▸ **Problem description**: Select the lines of the records containing the word "with" and list them.

Records from a collection:
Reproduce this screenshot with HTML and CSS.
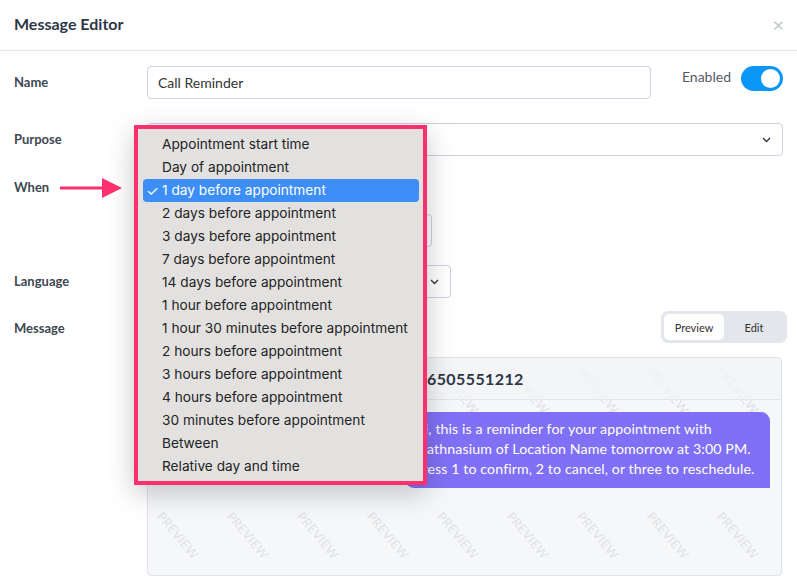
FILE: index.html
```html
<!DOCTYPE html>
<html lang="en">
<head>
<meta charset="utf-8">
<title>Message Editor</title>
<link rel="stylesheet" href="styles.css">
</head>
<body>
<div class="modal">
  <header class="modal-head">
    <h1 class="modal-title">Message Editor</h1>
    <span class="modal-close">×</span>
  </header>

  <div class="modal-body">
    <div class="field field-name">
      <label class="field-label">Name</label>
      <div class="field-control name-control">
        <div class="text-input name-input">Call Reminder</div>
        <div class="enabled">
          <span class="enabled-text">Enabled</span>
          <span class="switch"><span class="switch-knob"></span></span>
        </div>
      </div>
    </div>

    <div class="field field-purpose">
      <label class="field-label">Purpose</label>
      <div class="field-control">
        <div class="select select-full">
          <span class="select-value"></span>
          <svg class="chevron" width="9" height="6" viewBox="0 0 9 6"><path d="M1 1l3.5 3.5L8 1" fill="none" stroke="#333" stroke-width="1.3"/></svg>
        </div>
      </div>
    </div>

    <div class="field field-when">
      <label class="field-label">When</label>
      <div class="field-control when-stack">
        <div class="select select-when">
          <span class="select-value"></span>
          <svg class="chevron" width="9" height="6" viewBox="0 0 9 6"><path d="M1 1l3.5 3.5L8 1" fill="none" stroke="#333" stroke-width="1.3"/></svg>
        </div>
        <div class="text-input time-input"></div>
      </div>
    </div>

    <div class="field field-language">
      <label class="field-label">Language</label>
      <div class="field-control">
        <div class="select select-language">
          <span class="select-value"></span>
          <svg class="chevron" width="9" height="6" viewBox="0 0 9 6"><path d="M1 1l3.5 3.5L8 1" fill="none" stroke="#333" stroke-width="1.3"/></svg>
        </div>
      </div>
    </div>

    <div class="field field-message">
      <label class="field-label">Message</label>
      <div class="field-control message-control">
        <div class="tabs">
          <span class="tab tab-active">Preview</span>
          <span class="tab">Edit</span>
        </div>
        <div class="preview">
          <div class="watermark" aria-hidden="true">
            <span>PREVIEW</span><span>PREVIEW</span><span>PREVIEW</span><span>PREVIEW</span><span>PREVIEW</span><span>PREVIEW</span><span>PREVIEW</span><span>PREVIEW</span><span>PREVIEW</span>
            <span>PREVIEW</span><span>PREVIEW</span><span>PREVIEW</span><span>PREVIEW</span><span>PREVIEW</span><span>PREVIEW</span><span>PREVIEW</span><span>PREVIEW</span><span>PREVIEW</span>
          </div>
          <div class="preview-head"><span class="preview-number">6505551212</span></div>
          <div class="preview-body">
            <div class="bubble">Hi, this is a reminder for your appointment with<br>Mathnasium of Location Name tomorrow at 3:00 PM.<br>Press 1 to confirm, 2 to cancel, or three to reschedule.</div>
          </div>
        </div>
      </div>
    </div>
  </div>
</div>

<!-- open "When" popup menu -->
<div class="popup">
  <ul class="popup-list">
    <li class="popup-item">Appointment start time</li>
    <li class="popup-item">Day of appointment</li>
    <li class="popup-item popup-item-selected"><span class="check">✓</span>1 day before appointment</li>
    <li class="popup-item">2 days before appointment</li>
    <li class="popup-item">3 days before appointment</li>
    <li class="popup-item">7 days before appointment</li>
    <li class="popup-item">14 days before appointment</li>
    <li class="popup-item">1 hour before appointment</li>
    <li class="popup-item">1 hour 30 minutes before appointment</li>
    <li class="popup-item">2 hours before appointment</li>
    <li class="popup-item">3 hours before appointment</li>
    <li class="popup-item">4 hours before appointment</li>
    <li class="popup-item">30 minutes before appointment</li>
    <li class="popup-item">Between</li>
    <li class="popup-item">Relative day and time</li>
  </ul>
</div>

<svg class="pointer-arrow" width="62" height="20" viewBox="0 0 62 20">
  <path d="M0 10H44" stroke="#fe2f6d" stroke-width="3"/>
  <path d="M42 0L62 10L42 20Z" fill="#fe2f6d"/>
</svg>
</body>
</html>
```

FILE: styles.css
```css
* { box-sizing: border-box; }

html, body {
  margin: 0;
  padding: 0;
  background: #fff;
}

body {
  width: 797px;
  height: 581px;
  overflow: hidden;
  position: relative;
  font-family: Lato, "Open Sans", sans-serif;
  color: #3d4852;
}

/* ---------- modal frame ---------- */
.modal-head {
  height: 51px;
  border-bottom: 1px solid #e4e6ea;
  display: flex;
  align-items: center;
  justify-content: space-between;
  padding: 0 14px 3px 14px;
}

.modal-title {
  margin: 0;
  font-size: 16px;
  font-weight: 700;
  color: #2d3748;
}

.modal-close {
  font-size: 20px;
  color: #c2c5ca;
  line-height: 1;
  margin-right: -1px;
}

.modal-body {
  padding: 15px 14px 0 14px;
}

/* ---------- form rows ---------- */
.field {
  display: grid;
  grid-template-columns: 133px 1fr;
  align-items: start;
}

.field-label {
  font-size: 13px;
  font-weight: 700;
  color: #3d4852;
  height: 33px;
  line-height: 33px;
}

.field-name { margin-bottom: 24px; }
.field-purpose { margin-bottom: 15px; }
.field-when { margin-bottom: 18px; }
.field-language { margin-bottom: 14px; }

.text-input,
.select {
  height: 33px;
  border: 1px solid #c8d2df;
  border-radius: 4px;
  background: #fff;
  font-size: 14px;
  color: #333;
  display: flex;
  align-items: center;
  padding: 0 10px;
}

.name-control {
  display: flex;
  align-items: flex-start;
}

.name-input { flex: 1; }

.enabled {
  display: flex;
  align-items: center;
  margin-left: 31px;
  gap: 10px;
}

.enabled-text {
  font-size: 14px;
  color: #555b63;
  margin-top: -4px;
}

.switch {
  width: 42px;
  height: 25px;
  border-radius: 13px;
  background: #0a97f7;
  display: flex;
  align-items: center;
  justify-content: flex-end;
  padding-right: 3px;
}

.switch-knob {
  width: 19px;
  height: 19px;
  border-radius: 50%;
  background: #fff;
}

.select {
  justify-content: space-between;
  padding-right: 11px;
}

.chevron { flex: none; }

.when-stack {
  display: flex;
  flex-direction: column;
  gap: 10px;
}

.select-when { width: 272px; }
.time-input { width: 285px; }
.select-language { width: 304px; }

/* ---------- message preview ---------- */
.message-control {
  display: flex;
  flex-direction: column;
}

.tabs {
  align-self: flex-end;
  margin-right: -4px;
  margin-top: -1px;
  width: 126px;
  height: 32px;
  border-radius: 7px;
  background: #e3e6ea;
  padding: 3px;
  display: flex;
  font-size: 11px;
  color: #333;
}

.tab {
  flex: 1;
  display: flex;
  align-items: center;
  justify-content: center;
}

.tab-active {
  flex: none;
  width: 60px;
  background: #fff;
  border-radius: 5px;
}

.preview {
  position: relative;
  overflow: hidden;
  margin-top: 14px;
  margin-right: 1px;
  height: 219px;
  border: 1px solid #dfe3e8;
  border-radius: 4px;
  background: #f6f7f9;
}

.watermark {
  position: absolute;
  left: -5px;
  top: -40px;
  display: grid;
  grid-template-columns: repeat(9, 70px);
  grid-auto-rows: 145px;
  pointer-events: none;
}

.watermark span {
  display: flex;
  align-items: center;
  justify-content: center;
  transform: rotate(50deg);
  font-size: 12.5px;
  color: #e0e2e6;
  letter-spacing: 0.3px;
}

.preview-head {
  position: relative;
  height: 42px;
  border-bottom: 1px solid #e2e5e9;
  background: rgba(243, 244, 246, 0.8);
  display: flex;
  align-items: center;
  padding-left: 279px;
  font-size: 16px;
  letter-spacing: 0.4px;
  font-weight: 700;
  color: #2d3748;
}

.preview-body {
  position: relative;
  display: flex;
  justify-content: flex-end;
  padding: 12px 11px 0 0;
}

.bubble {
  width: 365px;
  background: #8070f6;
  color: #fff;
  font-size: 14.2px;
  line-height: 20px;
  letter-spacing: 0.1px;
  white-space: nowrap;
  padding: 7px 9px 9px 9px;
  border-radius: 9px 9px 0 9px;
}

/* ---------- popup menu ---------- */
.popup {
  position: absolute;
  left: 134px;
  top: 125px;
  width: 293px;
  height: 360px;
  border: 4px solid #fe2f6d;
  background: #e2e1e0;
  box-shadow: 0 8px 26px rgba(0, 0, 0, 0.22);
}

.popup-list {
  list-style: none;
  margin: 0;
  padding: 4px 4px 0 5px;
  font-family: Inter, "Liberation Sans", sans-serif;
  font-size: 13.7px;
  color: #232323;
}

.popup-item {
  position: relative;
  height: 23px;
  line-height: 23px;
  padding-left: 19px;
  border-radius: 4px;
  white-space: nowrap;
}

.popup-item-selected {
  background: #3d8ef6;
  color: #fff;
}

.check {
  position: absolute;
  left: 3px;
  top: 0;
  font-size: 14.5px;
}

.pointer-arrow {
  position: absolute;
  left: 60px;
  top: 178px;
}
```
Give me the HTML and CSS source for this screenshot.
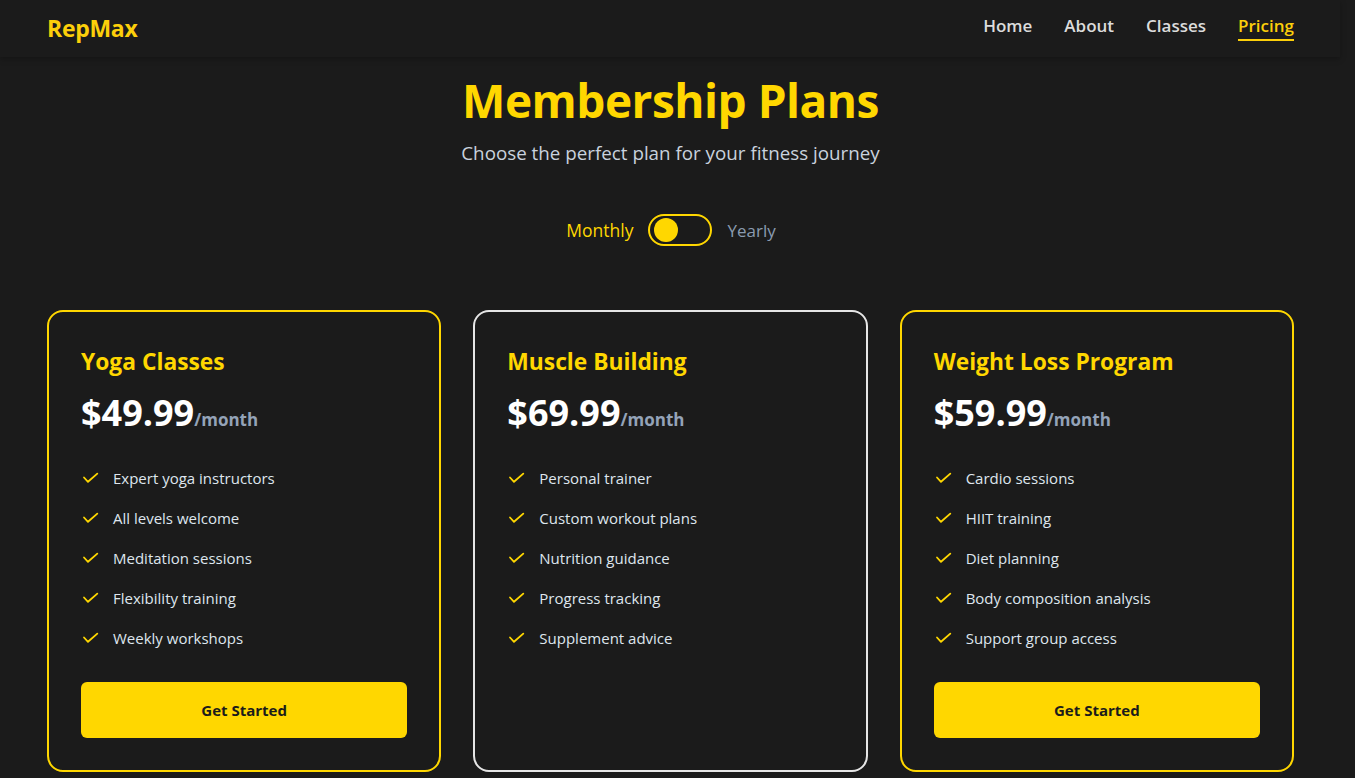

▸ **Written solution**:
Reproduce this screenshot with HTML and CSS.
            <div class="bubble">Hi, this is a reminder for your appointment with<br>Mathnasium of Location Name tomorrow at 3:00 PM.<br>Press 1 to confirm, 2 to cancel, or three to reschedule.</div>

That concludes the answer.